A user created an MRS cluster with local disks. A disk of a core node in this cluster is damaged, resulting in file read failures.

Cause Analysis

The disk hardware is faulty.

Procedure

This procedure is applicable to analysis clusters earlier than MRS 3.x. If you need to replace disks for a streaming cluster or hybrid cluster, contact Huawei Cloud technical support.

  1. Log in to MRS Manager.
  2. Choose Hosts, click the name of the target host, click RegionServer in the Roles list, click More, and select Decommission.
  3. Choose Hosts, click the name of the target host, click DataNode in the Roles list, click More, and select Decommission.
  4. Choose Hosts, click the name of the target host, click NodeManager in the Roles list, click More, and select Decommission.

    If this host still runs other instances, perform the similar operation to decommission the instances.

  5. Run the vim /etc/fstab command to comment out the mount point of the faulty disk.

    Figure 1 Commenting out the mount point of the faulty disk

  6. If the old disk is still accessible, migrate user data on the old disk (for example, /srv/BigData/hadoop/data1/).
  7. Log in to the MRS console.
  8. On the cluster details page, click the Nodes tab.
  9. Click the node whose disk is to be replaced to go to the ECS console.
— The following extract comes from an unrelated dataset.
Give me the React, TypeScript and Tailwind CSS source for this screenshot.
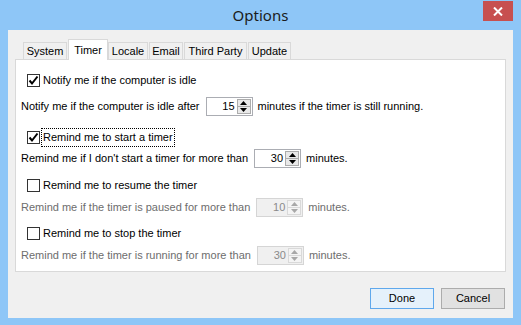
import React from 'react';

const font = { fontFamily: '"Liberation Sans", Arial, sans-serif' };

function Spin({ value, disabled }: { value: string; disabled?: boolean }) {
  const btn = disabled ? 'border-[#d9d9d9] bg-[#f4f4f4]' : 'border-[#acacac] bg-[#e9e9e9]';
  const arrow = disabled ? '#a8a8a8' : '#000';
  return (
    <div
      className={`flex h-[19px] w-[47px] border ${
        disabled ? 'border-[#d5d5d5] bg-[#f0f0f0] text-[#8a8a8a]' : 'border-[#abadb3] bg-white text-black'
      }`}
    >
      <div className="flex flex-1 items-center justify-end pr-[2px] text-[11px] leading-none">{value}</div>
      <div className="flex w-[15px] flex-col p-[1px] pl-0">
        <div className={`flex flex-1 items-center justify-center border ${btn}`}>
          <svg width="7" height="4" viewBox="0 0 7 4">
            <path d="M0 4 L3.5 0 L7 4 Z" fill={arrow} />
          </svg>
        </div>
        <div className={`flex flex-1 items-center justify-center border border-t-0 ${btn}`}>
          <svg width="7" height="4" viewBox="0 0 7 4">
            <path d="M0 0 L7 0 L3.5 4 Z" fill={arrow} />
          </svg>
        </div>
      </div>
    </div>
  );
}

function Check({ checked, label, focused }: { checked?: boolean; label: string; focused?: boolean }) {
  return (
    <div className="flex h-[20px] items-center pl-[11px]">
      <div className="flex h-[13px] w-[13px] items-center justify-center border border-[#333] bg-white">
        {checked && (
          <svg width="11" height="11" viewBox="0 0 11 11">
            <path d="M1.5 5.5 L4 8.5 L9.5 1.5" stroke="#000" strokeWidth="2" fill="none" />
          </svg>
        )}
      </div>
      <span
        className={`ml-[2px] px-[1px] text-[11px] leading-[17px] text-black ${
          focused ? 'outline outline-1 outline-dotted outline-black' : ''
        }`}
      >
        {label}
      </span>
    </div>
  );
}

function SpinRow({ before, value, disabled }: { before: string; value: string; disabled?: boolean }) {
  const txt = disabled ? 'text-[#6d6d6d]' : 'text-black';
  return (
    <div className={`flex h-[20px] items-center pl-[5px] text-[11px] ${txt}`}>
      <span>{before}</span>
      <div className="ml-[6px] mr-[5px]">
        <Spin value={value} disabled={disabled} />
      </div>
      <span>minutes.</span>
    </div>
  );
}

const tabs = [
  { name: 'System', w: 'w-[44px]' },
  { name: 'Timer', w: 'w-[40px]' },
  { name: 'Locale', w: 'w-[40px]' },
  { name: 'Email', w: 'w-[34px]' },
  { name: 'Third Party', w: 'w-[63px]' },
  { name: 'Update', w: 'w-[43px]' },
];

export default function App() {
  return (
    <div className="flex h-[325px] w-[521px] flex-col bg-[#8ec6f7]" style={font}>
      {/* title bar */}
      <div className="relative flex h-[30px] items-center justify-center">
        <span className="text-[15px] text-[#1b1b1b]" style={{ fontFamily: '"Noto Sans", "Liberation Sans", sans-serif' }}>
          Options
        </span>
        <div className="absolute right-[8px] top-[1px] flex h-[20px] w-[30px] items-center justify-center bg-[#c75050]">
          <svg width="10" height="9" viewBox="0 0 10 9">
            <path d="M1 0.5 L9 8.5 M9 0.5 L1 8.5" stroke="#fff" strokeWidth="2" />
          </svg>
        </div>
      </div>

      {/* client */}
      <div className="mx-[8px] mb-[7px] flex flex-1 flex-col bg-[#f0f0f0] px-[7px] pt-[9px]">
        <div className="flex h-[20px] items-end pl-[8px] text-[11px]">
          {tabs.map((t) =>
            t.name === 'Timer' ? (
              <div
                key={t.name}
                className={`relative z-10 -mb-[1px] flex h-[21px] ${t.w} items-start justify-center border border-b-0 border-[#d9d9d9] bg-white pt-[2px] text-black`}
              >
                {t.name}
              </div>
            ) : (
              <div
                key={t.name}
                className={`mr-[1px] flex h-[17px] ${t.w} items-center justify-center border border-b-0 border-[#d9d9d9] bg-[#f0f0f0] text-black`}
              >
                {t.name}
              </div>
            )
          )}
        </div>
        <div className="flex h-[213px] flex-col border border-[#d9d9d9] bg-white pt-[10px]">
          <Check checked label="Notify me if the computer is idle" />
          <div className="mt-[6px] flex h-[20px] items-center pl-[5px] text-[11px] text-black">
            <span>Notify me if the computer is idle after</span>
            <div className="ml-[6px] mr-[5px]">
              <Spin value="15" />
            </div>
            <span>minutes if the timer is still running.</span>
          </div>
          <div className="mt-[11px]">
            <Check checked focused label="Remind me to start a timer" />
          </div>
          <div className="mt-[1px]">
            <SpinRow before="Remind me if I don't start a timer for more than" value="30" />
          </div>
          <div className="mt-[7px]">
            <Check label="Remind me to resume the timer" />
          </div>
          <div className="mt-[2px]">
            <SpinRow before="Remind me if the timer is paused for more than" value="10" disabled />
          </div>
          <div className="mt-[6px]">
            <Check label="Remind me to stop the timer" />
          </div>
          <div className="mt-[2px]">
            <SpinRow before="Remind me if the timer is running for more than" value="30" disabled />
          </div>
        </div>

        <div className="mt-[16px] flex justify-end gap-[7px] pr-[1px]">
          <button className="flex h-[21px] w-[64px] items-center justify-center border border-[#5fa8ec] bg-[#e5f1fb] text-[11px] text-black">
            Done
          </button>
          <button className="flex h-[21px] w-[64px] items-center justify-center border border-[#acacac] bg-[#e1e1e1] text-[11px] text-black">
            Cancel
          </button>
        </div>
      </div>
    </div>
  );
}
Click Stop to stop the node.
  10. Contact Huawei Cloud technical support to replace the disk in the background.
  11. On the ECS console, click Start to start the node where the disk has been replaced.
  12. Run the fdisk -l command to view the new disk.
  13. Run the cat /etc/fstab command to obtain the drive letter.

    Figure 2 Obtaining the drive letter

  14. Use the corresponding drive letter to format the new disk.
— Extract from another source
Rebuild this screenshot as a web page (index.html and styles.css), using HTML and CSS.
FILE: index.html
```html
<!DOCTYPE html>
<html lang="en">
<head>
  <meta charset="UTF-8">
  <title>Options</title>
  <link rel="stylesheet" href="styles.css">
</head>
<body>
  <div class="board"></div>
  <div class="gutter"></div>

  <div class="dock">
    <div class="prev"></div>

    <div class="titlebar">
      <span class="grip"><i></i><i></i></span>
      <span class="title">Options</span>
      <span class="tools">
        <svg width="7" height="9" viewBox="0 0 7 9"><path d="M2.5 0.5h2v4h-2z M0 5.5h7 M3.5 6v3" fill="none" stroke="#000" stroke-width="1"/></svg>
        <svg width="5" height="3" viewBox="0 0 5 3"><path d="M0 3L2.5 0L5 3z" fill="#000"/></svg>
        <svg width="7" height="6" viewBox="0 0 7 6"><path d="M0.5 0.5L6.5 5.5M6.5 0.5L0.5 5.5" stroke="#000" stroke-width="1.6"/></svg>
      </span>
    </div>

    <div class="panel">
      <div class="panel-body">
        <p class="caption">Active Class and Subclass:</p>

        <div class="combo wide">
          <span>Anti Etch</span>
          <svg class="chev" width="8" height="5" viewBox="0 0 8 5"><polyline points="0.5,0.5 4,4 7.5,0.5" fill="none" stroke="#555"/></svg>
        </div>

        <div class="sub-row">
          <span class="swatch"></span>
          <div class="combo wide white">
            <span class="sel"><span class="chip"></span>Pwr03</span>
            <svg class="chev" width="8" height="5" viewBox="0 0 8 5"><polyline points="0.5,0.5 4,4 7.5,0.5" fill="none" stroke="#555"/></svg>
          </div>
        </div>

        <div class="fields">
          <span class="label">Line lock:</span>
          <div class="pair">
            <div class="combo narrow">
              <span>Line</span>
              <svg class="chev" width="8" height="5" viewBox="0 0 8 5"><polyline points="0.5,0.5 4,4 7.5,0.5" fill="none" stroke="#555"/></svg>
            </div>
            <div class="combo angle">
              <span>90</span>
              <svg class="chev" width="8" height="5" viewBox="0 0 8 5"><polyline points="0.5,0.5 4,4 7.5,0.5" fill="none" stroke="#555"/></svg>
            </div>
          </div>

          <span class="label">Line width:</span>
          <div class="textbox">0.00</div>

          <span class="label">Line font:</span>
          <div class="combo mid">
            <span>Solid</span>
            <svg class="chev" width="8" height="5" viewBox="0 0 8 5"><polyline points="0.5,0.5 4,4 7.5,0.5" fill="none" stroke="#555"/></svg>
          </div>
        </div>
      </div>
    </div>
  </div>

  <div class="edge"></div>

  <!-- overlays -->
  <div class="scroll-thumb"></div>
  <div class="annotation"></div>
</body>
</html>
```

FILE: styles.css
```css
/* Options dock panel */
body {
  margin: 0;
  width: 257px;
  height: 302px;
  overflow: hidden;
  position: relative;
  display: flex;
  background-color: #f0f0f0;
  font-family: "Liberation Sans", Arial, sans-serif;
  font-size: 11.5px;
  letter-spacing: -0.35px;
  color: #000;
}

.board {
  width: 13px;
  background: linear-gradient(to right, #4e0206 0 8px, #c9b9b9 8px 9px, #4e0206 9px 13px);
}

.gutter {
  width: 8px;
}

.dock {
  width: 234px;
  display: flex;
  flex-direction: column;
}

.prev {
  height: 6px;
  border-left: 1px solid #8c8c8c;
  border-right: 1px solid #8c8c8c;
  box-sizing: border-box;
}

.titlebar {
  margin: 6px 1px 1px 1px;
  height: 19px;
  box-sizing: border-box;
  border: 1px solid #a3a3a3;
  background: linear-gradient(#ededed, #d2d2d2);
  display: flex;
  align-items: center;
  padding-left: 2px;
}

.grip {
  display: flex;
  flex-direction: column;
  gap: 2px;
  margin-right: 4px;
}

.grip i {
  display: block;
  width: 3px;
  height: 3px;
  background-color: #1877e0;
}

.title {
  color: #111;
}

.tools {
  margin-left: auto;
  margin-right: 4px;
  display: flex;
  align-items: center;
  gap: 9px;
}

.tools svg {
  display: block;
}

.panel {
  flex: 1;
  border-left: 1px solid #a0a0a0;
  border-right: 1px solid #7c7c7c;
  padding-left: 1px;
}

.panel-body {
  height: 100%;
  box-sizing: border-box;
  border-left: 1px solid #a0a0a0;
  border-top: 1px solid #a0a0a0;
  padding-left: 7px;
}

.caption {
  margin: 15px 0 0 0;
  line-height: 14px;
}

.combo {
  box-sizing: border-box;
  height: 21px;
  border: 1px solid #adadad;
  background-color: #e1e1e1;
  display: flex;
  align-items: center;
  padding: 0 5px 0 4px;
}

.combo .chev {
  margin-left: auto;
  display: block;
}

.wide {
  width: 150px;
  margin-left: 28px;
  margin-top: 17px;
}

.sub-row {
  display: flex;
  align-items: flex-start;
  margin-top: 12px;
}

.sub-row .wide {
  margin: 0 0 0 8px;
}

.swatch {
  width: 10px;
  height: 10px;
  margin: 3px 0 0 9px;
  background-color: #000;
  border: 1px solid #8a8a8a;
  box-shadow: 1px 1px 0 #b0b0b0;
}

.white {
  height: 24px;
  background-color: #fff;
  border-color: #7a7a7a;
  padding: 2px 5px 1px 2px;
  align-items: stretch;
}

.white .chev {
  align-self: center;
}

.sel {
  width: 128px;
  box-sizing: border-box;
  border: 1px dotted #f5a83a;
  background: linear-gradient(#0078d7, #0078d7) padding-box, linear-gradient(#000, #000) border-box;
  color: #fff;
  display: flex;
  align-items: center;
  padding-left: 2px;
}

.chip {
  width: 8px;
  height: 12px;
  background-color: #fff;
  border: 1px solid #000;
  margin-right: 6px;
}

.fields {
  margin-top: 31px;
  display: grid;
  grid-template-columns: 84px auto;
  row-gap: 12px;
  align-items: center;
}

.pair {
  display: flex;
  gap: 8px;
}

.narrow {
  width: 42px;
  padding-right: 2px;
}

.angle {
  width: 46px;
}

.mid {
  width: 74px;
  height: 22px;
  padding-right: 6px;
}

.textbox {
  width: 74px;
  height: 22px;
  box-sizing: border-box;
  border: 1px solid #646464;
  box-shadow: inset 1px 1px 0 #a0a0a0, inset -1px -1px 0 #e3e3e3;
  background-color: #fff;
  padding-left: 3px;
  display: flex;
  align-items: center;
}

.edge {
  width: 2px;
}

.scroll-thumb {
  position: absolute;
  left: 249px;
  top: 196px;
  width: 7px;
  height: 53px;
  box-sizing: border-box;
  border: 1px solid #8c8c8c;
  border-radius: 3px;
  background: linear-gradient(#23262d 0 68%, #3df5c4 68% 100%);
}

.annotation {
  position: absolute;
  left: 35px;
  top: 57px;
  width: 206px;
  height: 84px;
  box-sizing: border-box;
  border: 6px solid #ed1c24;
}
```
    Example: mkfs.ext4 /dev/sdh

  15. Run the following command to attach the new disk.

    mount New disk Mount point

    Example: mount /dev/sdh /srv/BigData/hadoop/data1

  16. Run the following command to grant the omm user permission to the new disk:

    chown omm:wheel Mount point

    Example: chown -R omm:wheel /srv/BigData/hadoop/data1

  17. Add the UUID of the new disk to the fstab file.
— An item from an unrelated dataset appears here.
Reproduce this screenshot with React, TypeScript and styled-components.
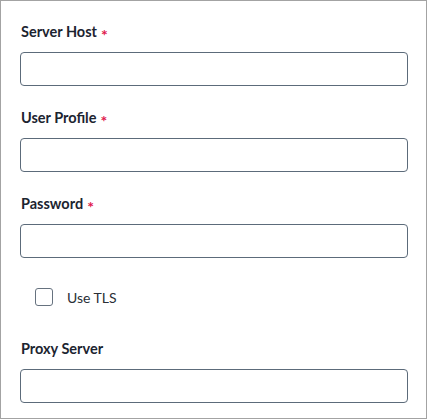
import React from "react";
import styled, { createGlobalStyle } from "styled-components";

const Global = createGlobalStyle`
  html, body { margin: 0; padding: 0; background: #ffffff; }
  * { box-sizing: border-box; }
  body { font-family: Lato, "Open Sans", sans-serif; }
`;

const Panel = styled.div`
  width: 427px;
  height: 419px;
  border: 1px solid #a3a3a3;
  padding: 21px 18px 0 19px;
  display: flex;
  flex-direction: column;
  gap: 22px;
  background: #fff;
`;

const Field = styled.div`
  display: flex;
  flex-direction: column;
  gap: 10px;
`;

const Label = styled.label`
  display: flex;
  align-items: center;
  gap: 4px;
  height: 20px;
  padding-left: 1px;
  font-family: Lato, sans-serif;
  font-weight: 700;
  font-size: 14.5px;
  line-height: 20px;
  color: #1c2430;
`;

const Required = styled.span`
  color: #e0184c;
  font-size: 16px;
  font-weight: 700;
  line-height: 16px;
  margin-top: 6px;
`;

const Input = styled.input`
  width: 100%;
  height: 34px;
  border: 1px solid #5c6b7a;
  border-radius: 4px;
  padding: 0 10px;
  font-family: Lato, sans-serif;
  font-size: 14px;
  background: #fff;
  outline: none;
`;

const CheckRow = styled.label`
  display: flex;
  align-items: center;
  gap: 14px;
  height: 18px;
  margin: 8px 0 11px 15px;
  font-family: Lato, sans-serif;
  font-size: 14px;
  color: #2a2f36;
`;

const Box = styled.span`
  width: 18px;
  height: 18px;
  border: 1px solid #66727f;
  border-radius: 3px;
  background: #fff;
  flex: none;
`;

const fields = [
  { label: "Server Host", required: true },
  { label: "User Profile", required: true },
  { label: "Password", required: true },
];

export default function App() {
  return (
    <>
      <Global />
      <Panel>
        {fields.map((f) => (
          <Field key={f.label}>
            <Label>
              {f.label}
              {f.required && <Required>*</Required>}
            </Label>
            <Input type={f.label === "Password" ? "password" : "text"} />
          </Field>
        ))}
        <CheckRow>
          <Box />
          Use TLS
        </CheckRow>
        <Field>
          <Label>Proxy Server</Label>
          <Input type="text" />
        </Field>
      </Panel>
    </>
  );
}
    1. Run the blkid command to check the UUID of the new disk.

    2. Open the /etc/fstab file and add the following information:
      UUID=New disk UUID /srv/BigData/hadoop/data1 ext4 defaults,noatime,nodiratime 1 0

  18. (Optional) Create a log directory.

    mkdir -p /srv/BigData/Bigdata

    chown omm:ficommon /srv/BigData/Bigdata

    chmod 770 /srv/BigData/Bigdata

    Run the following command to check whether symbolic links to Bigdata logs exist. If yes, skip this step.

    ll /var/log

  19. Log in to MRS Manager.
  20. Choose Hosts, click the name of the target host, click RegionServer in the Roles list, click More, and select Recommission.
  21. Choose Hosts, click the name of the target host, click DataNode in the Roles list, click More, and select Recommission.
  22. Choose Hosts, click the name of the target host, click NodeManager in the Roles list, click More, and select Recommission.

    If this host still runs other instances, perform the similar operation to recommission the instances.

  23. Choose Services > HDFS. In the HDFS Summary area on the Service Status page, check whether Missing Blocks is 0.

    • If Missing Blocks is 0, no further action is required.
    • If Missing Blocks is not 0, contact Huawei Cloud technical support.